→ Source excerpt:
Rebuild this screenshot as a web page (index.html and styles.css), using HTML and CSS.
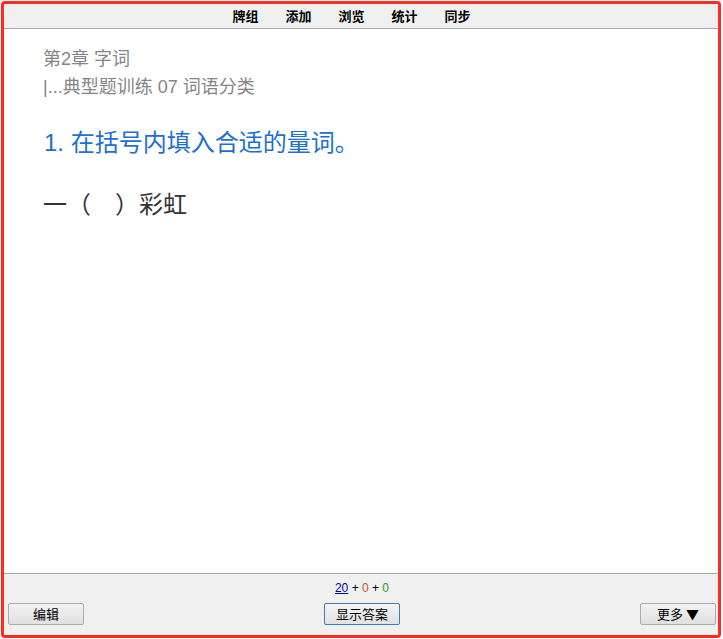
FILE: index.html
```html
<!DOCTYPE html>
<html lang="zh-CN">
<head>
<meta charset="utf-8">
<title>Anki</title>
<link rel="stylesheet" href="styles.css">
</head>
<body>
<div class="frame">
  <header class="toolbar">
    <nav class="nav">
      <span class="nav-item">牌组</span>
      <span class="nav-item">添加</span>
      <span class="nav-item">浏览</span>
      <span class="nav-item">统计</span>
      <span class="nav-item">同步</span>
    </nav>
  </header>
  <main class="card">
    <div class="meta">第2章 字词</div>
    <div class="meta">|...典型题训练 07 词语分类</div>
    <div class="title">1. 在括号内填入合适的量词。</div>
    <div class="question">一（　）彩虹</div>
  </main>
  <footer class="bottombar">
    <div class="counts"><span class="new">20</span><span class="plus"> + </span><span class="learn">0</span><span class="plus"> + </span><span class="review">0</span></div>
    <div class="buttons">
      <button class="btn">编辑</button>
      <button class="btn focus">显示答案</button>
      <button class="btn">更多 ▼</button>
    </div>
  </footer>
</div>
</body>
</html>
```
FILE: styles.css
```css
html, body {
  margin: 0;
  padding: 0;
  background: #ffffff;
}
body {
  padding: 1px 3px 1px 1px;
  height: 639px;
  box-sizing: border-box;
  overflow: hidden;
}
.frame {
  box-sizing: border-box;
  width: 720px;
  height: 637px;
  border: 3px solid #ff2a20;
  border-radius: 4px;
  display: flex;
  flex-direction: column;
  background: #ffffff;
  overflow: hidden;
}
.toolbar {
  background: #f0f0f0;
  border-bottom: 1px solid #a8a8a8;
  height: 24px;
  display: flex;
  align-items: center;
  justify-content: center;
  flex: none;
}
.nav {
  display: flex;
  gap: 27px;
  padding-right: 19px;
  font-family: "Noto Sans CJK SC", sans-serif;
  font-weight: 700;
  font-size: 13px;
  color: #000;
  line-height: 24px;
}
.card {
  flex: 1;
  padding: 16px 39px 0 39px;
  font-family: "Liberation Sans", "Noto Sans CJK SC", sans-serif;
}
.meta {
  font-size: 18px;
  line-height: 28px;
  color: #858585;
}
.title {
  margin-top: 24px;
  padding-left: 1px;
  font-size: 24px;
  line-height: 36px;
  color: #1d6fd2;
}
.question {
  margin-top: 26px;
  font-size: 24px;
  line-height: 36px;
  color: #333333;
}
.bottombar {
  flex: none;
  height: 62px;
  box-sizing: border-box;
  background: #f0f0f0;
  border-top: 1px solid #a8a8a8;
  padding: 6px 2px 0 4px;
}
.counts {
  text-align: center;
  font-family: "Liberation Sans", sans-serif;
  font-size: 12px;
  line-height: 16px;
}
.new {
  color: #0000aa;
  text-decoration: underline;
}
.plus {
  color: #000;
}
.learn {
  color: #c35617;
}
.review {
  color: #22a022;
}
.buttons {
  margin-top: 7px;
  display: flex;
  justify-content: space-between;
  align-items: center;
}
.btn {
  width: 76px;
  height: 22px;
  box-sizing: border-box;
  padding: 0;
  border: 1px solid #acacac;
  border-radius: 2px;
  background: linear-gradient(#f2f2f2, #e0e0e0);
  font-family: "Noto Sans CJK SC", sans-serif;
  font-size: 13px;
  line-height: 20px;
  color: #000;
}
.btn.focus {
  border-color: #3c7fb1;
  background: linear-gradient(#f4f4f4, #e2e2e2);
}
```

→ Exercise requirements: Exclude the pictures. Write out the remaining data exactly.

→ Task response:
Rebuild this screenshot as a web page (index.html and styles.css), using HTML and CSS.
FILE: index.html
```html
<!DOCTYPE html>
<html lang="zh-CN">
<head>
<meta charset="utf-8">
<title>Anki</title>
<link rel="stylesheet" href="styles.css">
</head>
<body>
<div class="frame">
  <header class="toolbar">
    <nav class="nav">
      <span class="nav-item">牌组</span>
      <span class="nav-item">添加</span>
      <span class="nav-item">浏览</span>
      <span class="nav-item">统计</span>
      <span class="nav-item">同步</span>
    </nav>
  </header>
  <main class="card">
    <div class="meta">第2章 字词</div>
    <div class="meta">|...典型题训练 07 词语分类</div>
    <div class="title">1. 在括号内填入合适的量词。</div>
    <div class="question">一（　）彩虹</div>
  </main>
  <footer class="bottombar">
    <div class="counts"><span class="new">20</span><span class="plus"> + </span><span class="learn">0</span><span class="plus"> + </span><span class="review">0</span></div>
    <div class="buttons">
      <button class="btn">编辑</button>
      <button class="btn focus">显示答案</button>
      <button class="btn">更多 ▼</button>
    </div>
  </footer>
</div>
</body>
</html>
```
FILE: styles.css
```css
html, body {
  margin: 0;
  padding: 0;
  background: #ffffff;
}
body {
  padding: 1px 3px 1px 1px;
  height: 639px;
  box-sizing: border-box;
  overflow: hidden;
}
.frame {
  box-sizing: border-box;
  width: 720px;
  height: 637px;
  border: 3px solid #ff2a20;
  border-radius: 4px;
  display: flex;
  flex-direction: column;
  background: #ffffff;
  overflow: hidden;
}
.toolbar {
  background: #f0f0f0;
  border-bottom: 1px solid #a8a8a8;
  height: 24px;
  display: flex;
  align-items: center;
  justify-content: center;
  flex: none;
}
.nav {
  display: flex;
  gap: 27px;
  padding-right: 19px;
  font-family: "Noto Sans CJK SC", sans-serif;
  font-weight: 700;
  font-size: 13px;
  color: #000;
  line-height: 24px;
}
.card {
  flex: 1;
  padding: 16px 39px 0 39px;
  font-family: "Liberation Sans", "Noto Sans CJK SC", sans-serif;
}
.meta {
  font-size: 18px;
  line-height: 28px;
  color: #858585;
}
.title {
  margin-top: 24px;
  padding-left: 1px;
  font-size: 24px;
  line-height: 36px;
  color: #1d6fd2;
}
.question {
  margin-top: 26px;
  font-size: 24px;
  line-height: 36px;
  color: #333333;
}
.bottombar {
  flex: none;
  height: 62px;
  box-sizing: border-box;
  background: #f0f0f0;
  border-top: 1px solid #a8a8a8;
  padding: 6px 2px 0 4px;
}
.counts {
  text-align: center;
  font-family: "Liberation Sans", sans-serif;
  font-size: 12px;
  line-height: 16px;
}
.new {
  color: #0000aa;
  text-decoration: underline;
}
.plus {
  color: #000;
}
.learn {
  color: #c35617;
}
.review {
  color: #22a022;
}
.buttons {
  margin-top: 7px;
  display: flex;
  justify-content: space-between;
  align-items: center;
}
.btn {
  width: 76px;
  height: 22px;
  box-sizing: border-box;
  padding: 0;
  border: 1px solid #acacac;
  border-radius: 2px;
  background: linear-gradient(#f2f2f2, #e0e0e0);
  font-family: "Noto Sans CJK SC", sans-serif;
  font-size: 13px;
  line-height: 20px;
  color: #000;
}
.btn.focus {
  border-color: #3c7fb1;
  background: linear-gradient(#f4f4f4, #e2e2e2);
}
```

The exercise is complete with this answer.